The total area of oxygen depletion with DO< 3mg/L ranges from 2.5 to 5.3 × 10³ km², with notable interannual variations. In 2014, the total area is the smallest and gradually increases to the maximum in 2016, and the total area is between 3.3 to 4.0 × 10³ km² from 2017 to 2019. The bottom averaged minimum DO concentration is overall greater than 2mg/L, and tends to be lower in the NC than that in the SC (except for 2015, Figure 5G), moreover, the averaged area of the NC from 2014 to 2019 (2 × 10³ km²) is larger than that of the SC (1.6 × 10³ km²), indicating that the oxygen depletion in the NC is more severe than that in the SC.

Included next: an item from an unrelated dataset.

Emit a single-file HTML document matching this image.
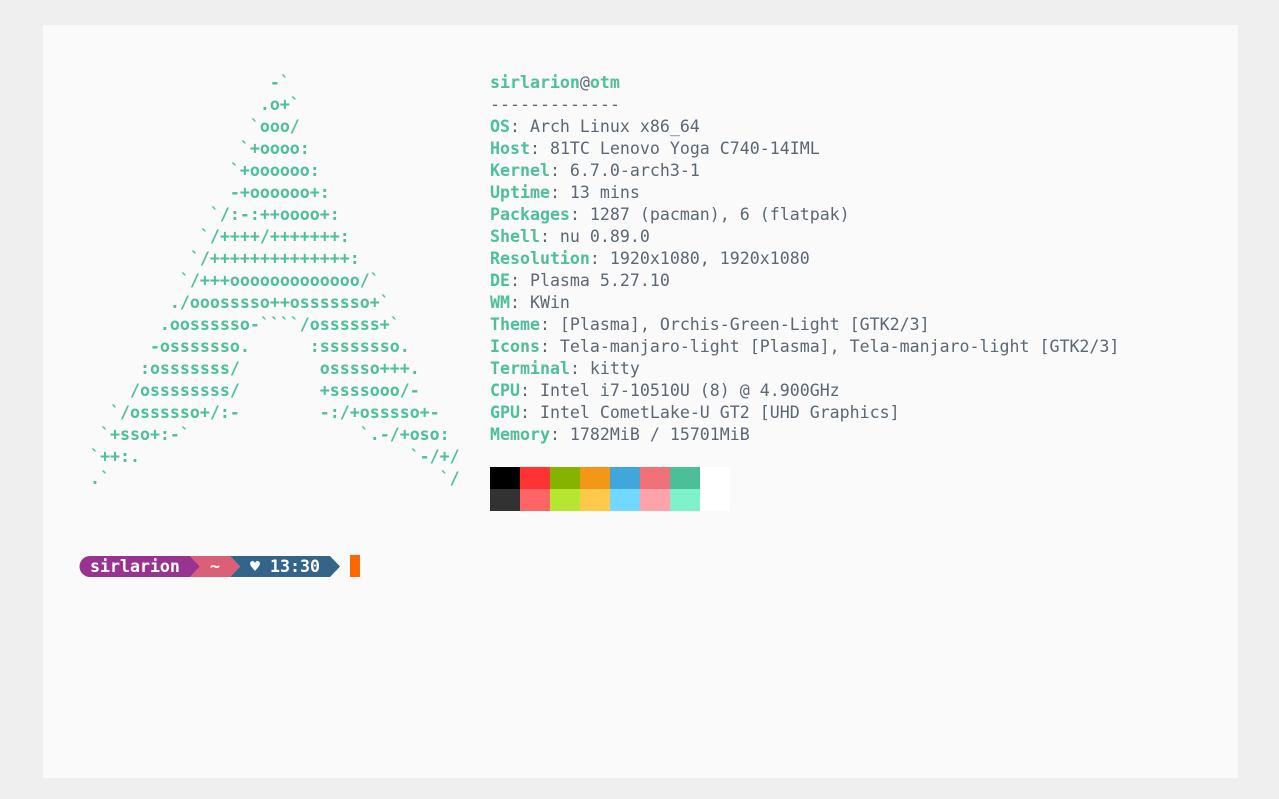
<!DOCTYPE html>
<html><head><meta charset="utf-8"><style>
html,body{margin:0;padding:0;background:#efefef;width:1279px;height:799px;overflow:hidden}
.box{position:absolute;left:43px;top:25px;width:1195px;height:753px;background:#fafafa}
pre{margin:0;position:absolute;font-family:"DejaVu Sans Mono","Liberation Mono",monospace;font-size:16.6px;line-height:22px;letter-spacing:0}
.art{left:90px;top:72px;color:#4dbf99;font-weight:bold}
.info{left:490px;top:72px;color:#5c6773}
.g{color:#4dbf99;font-weight:bold}
.sw{position:absolute;width:30px;height:22px}
.bar{position:absolute;top:556px;height:21px;font-family:"DejaVu Sans Mono","Liberation Mono",monospace;font-size:16.6px;line-height:21px;color:#fff;font-weight:bold}
</style></head><body>
<div class="box"></div>
<pre class="art">                  -&#96;
                 .o+&#96;
                &#96;ooo/
               &#96;+oooo:
              &#96;+oooooo:
              -+oooooo+:
            &#96;/:-:++oooo+:
           &#96;/++++/+++++++:
          &#96;/++++++++++++++:
         &#96;/+++ooooooooooooo/&#96;
        ./ooosssso++osssssso+&#96;
       .oossssso-&#96;&#96;&#96;&#96;/ossssss+&#96;
      -osssssso.      :ssssssso.
     :osssssss/        osssso+++.
    /ossssssss/        +ssssooo/-
  &#96;/ossssso+/:-        -:/+osssso+-
 &#96;+sso+:-&#96;                 &#96;.-/+oso:
&#96;++:.                           &#96;-/+/
.&#96;                                 &#96;/</pre>
<pre class="info"><span class="g">sirlarion</span>@<span class="g">otm</span>
-------------
<span class="g">OS</span>: Arch Linux x86_64
<span class="g">Host</span>: 81TC Lenovo Yoga C740-14IML
<span class="g">Kernel</span>: 6.7.0-arch3-1
<span class="g">Uptime</span>: 13 mins
<span class="g">Packages</span>: 1287 (pacman), 6 (flatpak)
<span class="g">Shell</span>: nu 0.89.0
<span class="g">Resolution</span>: 1920x1080, 1920x1080
<span class="g">DE</span>: Plasma 5.27.10
<span class="g">WM</span>: KWin
<span class="g">Theme</span>: [Plasma], Orchis-Green-Light [GTK2/3]
<span class="g">Icons</span>: Tela-manjaro-light [Plasma], Tela-manjaro-light [GTK2/3]
<span class="g">Terminal</span>: kitty
<span class="g">CPU</span>: Intel i7-10510U (8) @ 4.900GHz
<span class="g">GPU</span>: Intel CometLake-U GT2 [UHD Graphics]
<span class="g">Memory</span>: 1782MiB / 15701MiB</pre>
<div class="sw" style="left:490px;top:467px;background:#000"></div>
<div class="sw" style="left:520px;top:467px;background:#ff3333"></div>
<div class="sw" style="left:550px;top:467px;background:#86b300"></div>
<div class="sw" style="left:580px;top:467px;background:#f29718"></div>
<div class="sw" style="left:610px;top:467px;background:#41a6d9"></div>
<div class="sw" style="left:640px;top:467px;background:#f07178"></div>
<div class="sw" style="left:670px;top:467px;background:#4cbf99"></div>
<div class="sw" style="left:700px;top:467px;background:#ffffff"></div>
<div class="sw" style="left:490px;top:489px;background:#323232"></div>
<div class="sw" style="left:520px;top:489px;background:#ff6565"></div>
<div class="sw" style="left:550px;top:489px;background:#b8e532"></div>
<div class="sw" style="left:580px;top:489px;background:#ffc94a"></div>
<div class="sw" style="left:610px;top:489px;background:#73d8ff"></div>
<div class="sw" style="left:640px;top:489px;background:#ffa3aa"></div>
<div class="sw" style="left:670px;top:489px;background:#7ff1cb"></div>
<div class="sw" style="left:700px;top:489px;background:#ffffff"></div>
<svg style="position:absolute;left:0;top:0" width="1279" height="799">
<polygon points="230,556 330,556 340,566.5 330,577 230,577 240,566.5" fill="#33658a"/>
<polygon points="190,556 230,556 240,566.5 230,577 190,577 200,566.5" fill="#db5f78"/>
<path d="M90,556 H190 L200,566.5 L190,577 H90 A10.5,10.5 0 0 1 90,556 Z" fill="#983392"/>
<rect x="350" y="555" width="10" height="22" fill="#ff6600"/>
</svg>
<div class="bar" style="left:90px">sirlarion</div>
<div class="bar" style="left:210px">~</div>
<div class="bar" style="left:250px">♥ 13:30</div>
</body></html>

3.3 DO concentration variations in the NC and SC

The time series of bottom averaged DO concentrations from June to September and the oxygen depletion duration (with DO< 4mg/L) are shown in Figure 6. Among these years, the oxygen depletion in the NC and SC shows a similar development and disappearance, with DO concentration decreasing significantly in June and July, and almost simultaneously reaching the minimum in August or early September, then increasing. Although the trend of DO concentration variations is similar, the timing of oxygen depletion recession exists interannual differences. For example, in 2014 and 2015, oxygen depletion disappears at the end of August, while advancing to early August in the 2018 and 2019. When the DO concentration increases, it shows a sharp increase first and then a slow increase in 2019, while a steady increase in other years.

FIGURE 6

Figure 6 Time series of DO concentration variations (solid line) from Jun to September in the NC and SC from 2014 to 2019 (A–F) and duration of DO < 4 mg/L (dotted line). Red: in the NC. Black: in the SC. Numbers: the days of DO < 4 mg/L.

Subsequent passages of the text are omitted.